A Novel Perovkite Nanocrystals-Based Photochromic Fluorescent Sensor for Facile, Selective, Sensitive, and Visualized Detection of 3,3′-Dichlorobenzidine and for Implicit Application to Real-Time and Visualized Monitoring of Pollutant Photocatalytic Degradation

3,3'-Dichlorobenzidine (DCB) is an important and widely used intermediate in manufacturing various industrial products; however, DCB is a Group 2B carcinogen and its photodegraded product of benzidine is classified as Group 1 carcinogen. So far, there are few sensing strategies aiming to detect DCB remaining in related industrial products and discharged into the human living environment for assessing its impact on human health in an easy, low-cost, and real-time way.
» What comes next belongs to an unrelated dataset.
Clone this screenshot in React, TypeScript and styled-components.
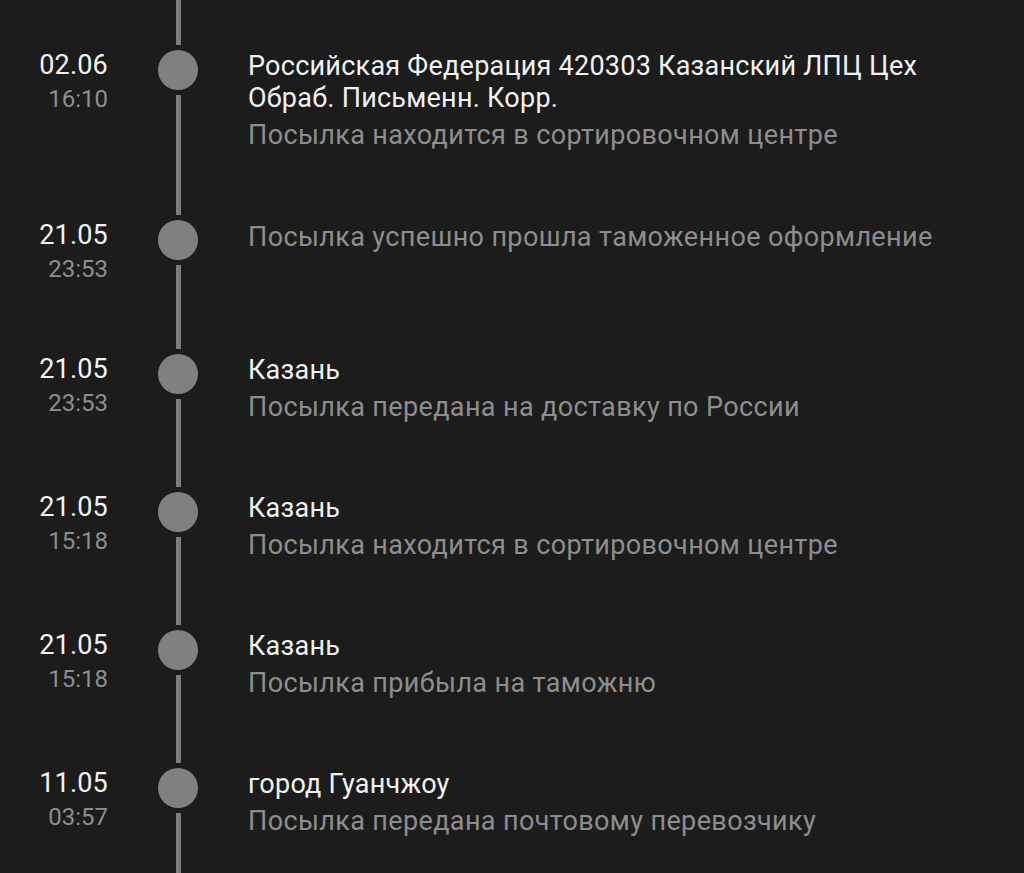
import React from "react";
import styled, { createGlobalStyle } from "styled-components";

const Global = createGlobalStyle`
  html, body {
    margin: 0;
    padding: 0;
    background: #1c1c1c;
    height: 873px;
    overflow: hidden;
  }
  body {
    font-family: Roboto, "Noto Sans", sans-serif;
    -webkit-font-smoothing: antialiased;
  }
`;

const Page = styled.div`
  width: 1024px;
  height: 873px;
  overflow: hidden;
  background: #1c1c1c;
`;

const Row = styled.div`
  display: grid;
  grid-template-columns: 108px 48px 1fr;
  column-gap: 46px;
`;

const DateCol = styled.div`
  display: flex;
  flex-direction: column;
  align-items: flex-end;
  padding-top: 1px;
  padding-bottom: 65px;
`;

const DateText = styled.div`
  color: #f2f2f2;
  font-size: 27px;
  line-height: 34px;
  letter-spacing: 0.2px;
`;

const TimeText = styled.div`
  color: #8e8e8e;
  font-size: 24px;
  line-height: 34px;
`;

const Marker = styled.div`
  display: flex;
  flex-direction: column;
  align-items: center;
`;

const Dot = styled.div`
  flex: none;
  width: 40px;
  height: 40px;
  border-radius: 50%;
  background: #808080;
  margin-top: 3px;
`;

const Segment = styled.div<{ $h?: number }>`
  width: 5px;
  background: #7c7c7c;
  flex: ${(p) => (p.$h ? "none" : "1")};
  height: ${(p) => (p.$h ? `${p.$h}px` : "auto")};
  margin-top: ${(p) => (p.$h ? "0" : "5px")};
  margin-bottom: 2px;
`;

const Body = styled.div`
  display: flex;
  flex-direction: column;
  padding-top: 3px;
  padding-bottom: 65px;
`;

const Title = styled.div`
  color: #f2f2f2;
  font-size: 27px;
  line-height: 32px;
  letter-spacing: 0.25px;
  max-width: 700px;
`;

const Sub = styled.div`
  color: #8e8e8e;
  font-size: 27px;
  line-height: 34px;
  letter-spacing: 0.37px;

  ${Title} + & {
    margin-top: 4px;
  }
`;

type Ev = { d: string; t: string; title?: string; sub: string };

const events: Ev[] = [
  {
    d: "02.06",
    t: "16:10",
    title: "Российская Федерация 420303 Казанский ЛПЦ Цех Обраб. Письменн. Корр.",
    sub: "Посылка находится в сортировочном центре",
  },
  { d: "21.05", t: "23:53", sub: "Посылка успешно прошла таможенное оформление" },
  { d: "21.05", t: "23:53", title: "Казань", sub: "Посылка передана на доставку по России" },
  { d: "21.05", t: "15:18", title: "Казань", sub: "Посылка находится в сортировочном центре" },
  { d: "21.05", t: "15:18", title: "Казань", sub: "Посылка прибыла на таможню" },
  { d: "11.05", t: "03:57", title: "город Гуанчжоу", sub: "Посылка передана почтовому перевозчику" },
];

export default function App() {
  return (
    <Page>
      <Global />
      <Row>
        <div />
        <Marker>
          <Segment $h={45} />
        </Marker>
        <div />
      </Row>
      {events.map((e, i) => (
        <Row key={i}>
          <DateCol>
            <DateText>{e.d}</DateText>
            <TimeText>{e.t}</TimeText>
          </DateCol>
          <Marker>
            <Dot />
            <Segment />
          </Marker>
          <Body>
            {e.title && <Title>{e.title}</Title>}
            <Sub>{e.sub}</Sub>
          </Body>
        </Row>
      ))}
    </Page>
  );
}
In this work, we found that the recently emerging perovskite nanocrystals (PNCs) with many excellent physiochemical properties could act as both photocatalysts and photochromic materials in the photodegradation of DCB. Under UV irradiation, PNCs catalyze the photodegradation of DCB molecules into benzidine molecules and chloride ions (Cl^-), followed by significant fluorescence wavelength (color) change of PNCs due to ion-exchange between PNCs and the photogenerated Cl^-. Based on the catalytic photodegradation of DCB and photochromism of PNCs, a novel, facile, low-cost, and visualized fluorescent sensor has been developed for the real-time detection of DCB with high sensing selectivity and sensitivity. The novel PNCs-based photochromic fluorescent sensing strategy not only greatly improves the sensing selectivity by innovatively introducing photodegradation and photochromism into the construction of sensing interfaces but also may inspire the applications of the photochromic fluorescent sensors in real-time monitoring of the photodegradation of various environmental pollutants.